El embrollo no es la muerte per se. El embrollo proviene de las interpretaciones que de ella se han hecho. Tanto la religión judía como la católica han explotado a su favor la finitud de la vida; paraíso versus infierno. Inmenso problema. Sus proclamas han colocado a Dios a su lado: con él o contra él. Sus argumentos, indiscutibles para los fieles, absurdos para los ateos, determinan el destino, paradisíaco o infernal de los seres humanos. El sitio final, aseguran los religiosos, depende del comportamiento y del apego a los mandatos de las religiones.
He leído con furor y emoción Vivir con nuestros muertos, de Delphine Horvilleur (Libros del Asteroide, 2022). Once historias/ensayos conforman el libro. Son historias: Horvilleur narra sucesos y eventos. Ella es la piedra angular; su mirada da voz a los integrantes del suceso, quienes, en diálogo con la rabina, estructuran y dan vida al relato. Son ensayos: conocedora profunda de la religión judía, la lectura del libro, apta para cualquier persona independientemente de su religión, ofrece una miríada de interpretaciones acerca de los significados de Vivir con nuestros muertos.

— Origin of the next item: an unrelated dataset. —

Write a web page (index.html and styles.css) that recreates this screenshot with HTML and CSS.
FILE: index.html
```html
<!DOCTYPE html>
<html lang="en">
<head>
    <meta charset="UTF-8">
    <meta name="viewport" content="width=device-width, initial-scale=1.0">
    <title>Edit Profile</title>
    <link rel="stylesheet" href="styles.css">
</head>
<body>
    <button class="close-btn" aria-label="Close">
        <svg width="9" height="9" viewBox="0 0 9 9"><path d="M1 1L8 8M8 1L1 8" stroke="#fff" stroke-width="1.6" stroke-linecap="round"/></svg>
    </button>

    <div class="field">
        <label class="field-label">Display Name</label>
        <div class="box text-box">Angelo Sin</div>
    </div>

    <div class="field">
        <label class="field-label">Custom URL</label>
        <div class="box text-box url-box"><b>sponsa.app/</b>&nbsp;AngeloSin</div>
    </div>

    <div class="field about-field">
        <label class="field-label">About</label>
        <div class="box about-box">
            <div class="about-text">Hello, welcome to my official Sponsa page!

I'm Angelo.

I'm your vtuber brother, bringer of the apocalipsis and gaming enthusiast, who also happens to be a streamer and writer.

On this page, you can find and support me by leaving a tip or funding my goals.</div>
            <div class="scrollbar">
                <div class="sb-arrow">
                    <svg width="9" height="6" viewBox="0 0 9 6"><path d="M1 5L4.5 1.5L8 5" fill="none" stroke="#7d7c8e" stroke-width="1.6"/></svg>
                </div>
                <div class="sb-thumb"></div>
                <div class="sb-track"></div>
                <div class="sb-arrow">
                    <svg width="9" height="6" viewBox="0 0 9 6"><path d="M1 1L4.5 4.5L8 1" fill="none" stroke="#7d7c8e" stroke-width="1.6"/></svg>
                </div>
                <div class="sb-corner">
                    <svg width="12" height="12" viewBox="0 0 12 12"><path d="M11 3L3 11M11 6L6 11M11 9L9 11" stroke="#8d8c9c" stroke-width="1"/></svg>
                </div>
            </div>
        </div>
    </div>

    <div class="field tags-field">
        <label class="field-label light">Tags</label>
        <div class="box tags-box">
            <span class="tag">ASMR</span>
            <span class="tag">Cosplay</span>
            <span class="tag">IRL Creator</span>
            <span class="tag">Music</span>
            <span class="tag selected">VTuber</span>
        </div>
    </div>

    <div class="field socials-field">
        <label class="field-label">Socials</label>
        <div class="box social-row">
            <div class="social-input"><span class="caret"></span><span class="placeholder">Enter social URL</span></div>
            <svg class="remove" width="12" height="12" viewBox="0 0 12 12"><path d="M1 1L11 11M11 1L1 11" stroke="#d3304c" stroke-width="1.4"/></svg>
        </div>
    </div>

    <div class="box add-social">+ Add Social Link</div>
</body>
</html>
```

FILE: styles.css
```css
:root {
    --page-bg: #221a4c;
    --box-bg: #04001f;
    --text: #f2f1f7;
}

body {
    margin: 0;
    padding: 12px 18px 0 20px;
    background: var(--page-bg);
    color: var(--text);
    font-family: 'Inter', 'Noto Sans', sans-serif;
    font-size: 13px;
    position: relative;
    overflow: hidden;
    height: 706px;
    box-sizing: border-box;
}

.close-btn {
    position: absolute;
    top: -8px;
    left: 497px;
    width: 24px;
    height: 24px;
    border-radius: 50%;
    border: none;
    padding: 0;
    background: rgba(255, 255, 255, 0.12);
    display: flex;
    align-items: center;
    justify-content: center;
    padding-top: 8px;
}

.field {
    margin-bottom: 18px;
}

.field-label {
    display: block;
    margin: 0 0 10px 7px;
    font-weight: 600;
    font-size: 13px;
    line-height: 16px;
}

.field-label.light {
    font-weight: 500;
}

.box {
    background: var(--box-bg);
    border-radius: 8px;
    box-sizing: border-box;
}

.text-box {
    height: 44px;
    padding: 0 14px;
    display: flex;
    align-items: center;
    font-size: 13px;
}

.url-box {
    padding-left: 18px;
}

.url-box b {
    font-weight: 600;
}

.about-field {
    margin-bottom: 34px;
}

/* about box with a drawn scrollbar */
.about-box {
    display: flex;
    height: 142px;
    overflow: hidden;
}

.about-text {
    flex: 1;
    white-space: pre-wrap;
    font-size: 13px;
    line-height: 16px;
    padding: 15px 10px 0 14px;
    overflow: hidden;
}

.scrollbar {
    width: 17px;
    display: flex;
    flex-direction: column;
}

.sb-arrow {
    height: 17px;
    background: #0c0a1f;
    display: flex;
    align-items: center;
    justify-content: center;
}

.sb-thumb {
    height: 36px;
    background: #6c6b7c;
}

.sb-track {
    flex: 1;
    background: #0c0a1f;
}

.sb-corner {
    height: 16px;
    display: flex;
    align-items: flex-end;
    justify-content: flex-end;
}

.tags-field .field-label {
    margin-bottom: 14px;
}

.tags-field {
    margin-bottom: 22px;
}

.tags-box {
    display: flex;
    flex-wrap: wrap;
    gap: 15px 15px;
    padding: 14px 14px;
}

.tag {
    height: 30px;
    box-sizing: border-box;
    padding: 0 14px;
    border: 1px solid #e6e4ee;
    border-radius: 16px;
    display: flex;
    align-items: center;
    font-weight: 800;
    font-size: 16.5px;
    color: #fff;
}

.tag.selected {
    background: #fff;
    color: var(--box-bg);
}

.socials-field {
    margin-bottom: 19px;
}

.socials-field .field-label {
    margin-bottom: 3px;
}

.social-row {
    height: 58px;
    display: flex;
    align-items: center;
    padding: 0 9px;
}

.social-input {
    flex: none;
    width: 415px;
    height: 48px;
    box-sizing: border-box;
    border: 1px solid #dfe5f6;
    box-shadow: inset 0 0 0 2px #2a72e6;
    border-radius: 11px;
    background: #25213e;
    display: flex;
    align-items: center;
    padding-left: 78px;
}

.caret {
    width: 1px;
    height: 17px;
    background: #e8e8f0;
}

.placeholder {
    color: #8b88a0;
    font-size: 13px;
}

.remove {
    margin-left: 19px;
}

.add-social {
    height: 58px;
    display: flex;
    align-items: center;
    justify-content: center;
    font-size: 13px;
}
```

O bien, como me gusta decir, convivir con nuestros difuntos y acompañar a enfermos y familiares durante sus últimos días a morir con dignidad.
Acompañar es un acto humano casi en desuso. La familia Facebook, Linkedin, Twitter y anexas han sustituido manos, miradas, palabras. Acompañar debería ser un acto médico obligado, sobre todo cuando el enfermo afronta el final. Eso hace Horvilleur (Nancy, 1974): habla, toca, escucha y ofrece su servicio a las personas que han perdido a un familiar. Estar con los deudos es su oficio. En el mundo contemporáneo, abrazar es infrecuente. Horvilleur lo hace: “Como rabina, sé que dispongo de un lapso muy breve para intentar discernir dicha luz a través de las palabras, los gestos, los relatos y los silencios de quienes constituyen el círculo más estrecho del difunto”. Y se empeña: busca consuelo, revive la vida: “Saber decir todo lo que fue y lo que podría haber sido, mucho antes de decir lo que ya no será”. Y reta: “No hay nada más peligroso que hacer hablar a los muertos. Pero nada es más sacrílego que hacerlos callar”.
Horvilleur es la tercera rabina en Francia. Ser mujer rabina es sui géneris. Lo mismo sería si el próximo papa fuese mujer o si hubiese imames femeninos. Aunque el libro se centra en anécdotas y versiones sobre la vida judía, el libro invita a cualquier persona interesada en el tema. Delphine es una de las voces más escuchadas del judaísmo liberal en Francia e incansable feminista, sus ideas “abiertas”, su defensa por la paridad en el rabinato, su lucha por la igualdad de hombres y mujeres en la religión, su apoyo a favor de la contracepción y de que las mujeres decidan sobre su cuerpo y sobre el momento de su maternidad, son buenas razones para acercarse al libro, cuyo lenguaje, frases cortas y espléndida traducción de Regina López Muñoz evoca. En tiempos de fanatismos, personajes como Delphine son imprescindibles.